1. Plaintiffs' Claim for Civil Liability pursuant to R.I. Gen. Laws § 9-1-2 as to Defendants Caramadre and Radhakrishnan

         Plaintiffs argue that they are entitled to summary judgment on their claims in Count V that Caramadre and Radhakrishnan are civilly liable for their criminal conduct because Caramadre and Radhakrishnan have admitted to committing mail fraud, wire fraud, and identity fraud, obtaining signatures by false pretenses and forgery, and conspiring to defraud and obtain significant sums of money from insurance companies in violation of state law. (Pls.' Mem. in Supp. of Mot. for Partial Summ. J. (“Pls.' Mem.”) 8-10, ECF No. 212.) Plaintiffs' Statement of Undisputed Facts (“SUF”), deemed admitted by Defendants' failure to timely file a statement of disputed facts, states that they were two of several insurance companies to whom Defendants submitted annuity applications using terminally-ill individuals as annuitants. (SUF ¶ 7, ECF No. 213.) Plaintiff's SUF incorporates the Statement of Facts that Defendants admitted as part of their respective plea agreements. (SUF ¶ 2; SUF Ex. B, ECF No. 213.) In the Statement of Facts, Defendants in fact admitted to “knowingly and willfully conspir[ing] with each other and with others to commit” mail fraud, wire fraud, and identity fraud, in violation of federal law. (SUF Ex. B 1.) Defendants also admitted that they “fraudulently obtained millions of dollars by making . . . material misrepresentations and omissions to [] terminally-ill people . . . in order to obtain identity information and signatures for use in furtherance of the scheme . . . .” (Id. at 3.) It is also undisputed that (1) Plaintiffs were acknowledged as victims of Defendants' scheme; (2) Western Reserve Life Assurance Co. of Ohio (“WRL”) is entitled to $1, 102, 464.28 in restitution; and (3) Transamerica Life Insurance Company is entitled to $805, 926.18 in restitution. (SUF ¶ 15; SUF Ex. D 11.)

         Rhode Island General Laws § 9-1-2 provides, in relevant part, that “[w]henever any person shall suffer any injury to his or her person, reputation, or estate by reason of the commission of any crime or offense, he or she may recover his or her damages for the injury in a civil action against the offender . . . .” The statute clearly enables Plaintiffs to recover the monetary damages incurred as a result of Caramadre and Radhakrishnan's conduct. This Court concludes that Caramadre and Radhakrishnan are civilly liable to Plaintiffs for the criminal conduct to which they admitted as part of the plea agreement. However, this claim represents only a portion of Count V, which broadly claims civil liability for several state and federal crimes and offenses allegedly perpetrated by five of the seven defendants. Plaintiffs are therefore entitled only to judgment as a matter of law with respect to the civil liability of Caramadre and Radhakrishnan.
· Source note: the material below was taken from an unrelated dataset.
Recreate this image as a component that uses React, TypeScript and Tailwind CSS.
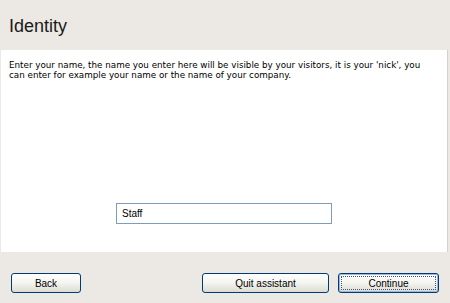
export default function App() {
  const btn =
    "h-[20px] rounded-[3px] border border-[#003c74] bg-gradient-to-b from-[#ffffff] via-[#f4f4f0] to-[#dcdcd4] text-[10px] text-black flex items-center justify-center [font-family:'Liberation_Sans',Arial,sans-serif]";
  return (
    <div className="w-[450px] h-[303px] bg-[#ece9e4] flex flex-col overflow-hidden">
      <div className="h-[50px] flex items-center pl-[9px] pt-[2px]">
        <span className="text-[18px] text-[#1a1a1a] [font-family:'Liberation_Sans',Arial,sans-serif]">
          Identity
        </span>
      </div>
      <div className="h-[202px] ml-[1px] mr-[2px] bg-white border-r border-[#d6d2ca] flex flex-col pt-[10px] pb-[28px]">
        <p className="px-[8px] text-[8.75px] leading-[10px] text-black [font-family:'DejaVu_Sans',sans-serif]">
          <span className="block whitespace-nowrap">
            Enter your name, the name you enter here will be visible by your visitors, it is your 'nick', you
          </span>
          <span className="block whitespace-nowrap">
            can enter for example your name or the name of your company.
          </span>
        </p>
        <div className="flex-1" />
        <div className="flex justify-center">
          <div className="w-[216px] h-[21px] border border-[#7f9db9] bg-white flex items-center pl-[5px] text-[10px] text-black [font-family:'Liberation_Sans',Arial,sans-serif]">
            Staff
          </div>
        </div>
      </div>
      <div className="flex items-start pt-[21px] pl-[11px] pr-[11px]">
        <button className={btn + " w-[70px]"}>Back</button>
        <div className="flex-1" />
        <button className={btn + " w-[127px]"}>Quit assistant</button>
        <button className={btn + " w-[101px] ml-[9px] border-[#003c74] shadow-[inset_0_0_0_1px_#98b8ea]"}>
          <span className="outline outline-1 outline-dotted outline-[#555] outline-offset-[-1px] w-[95px] h-[14px] flex items-center justify-center">
            Continue
          </span>
        </button>
      </div>
    </div>
  );
}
  1. Plaintiffs' Claim for Violations of RICO as to Defendants Caramadre and Radhakrishnan

         Plaintiffs argue that Defendants are liable for their individual violations of the Racketeer Influenced and Corrupt Organizations Act (“RICO”) pursuant to 18 U.S.C. § 1962(c) and (d) and are therefore entitled to treble damages, costs of the lawsuit, and attorneys' fees pursuant to 18 U.S.C. § 1964(c) (Count IV).[3] (Pls.' Mem. 10.) Four elements are required to prove a RICO claim pursuant to 18 U.S.C. § 1962(c): “(1) conduct, (2) of an enterprise, (3) through a pattern, (4) of racketeering activity.” Giuliano v. Fulton, 399 F.3d 381, 386 (1st Cir. 2005) (quoting Kenda Corp. v. Pot O'Gold Money Leagues, Inc., 329 F.3d 216, 233 (1st Cir. 2003)); see also Sedima, S.P.R.L. v. Imrex Co., 473 U.S. 479, 496 (1985).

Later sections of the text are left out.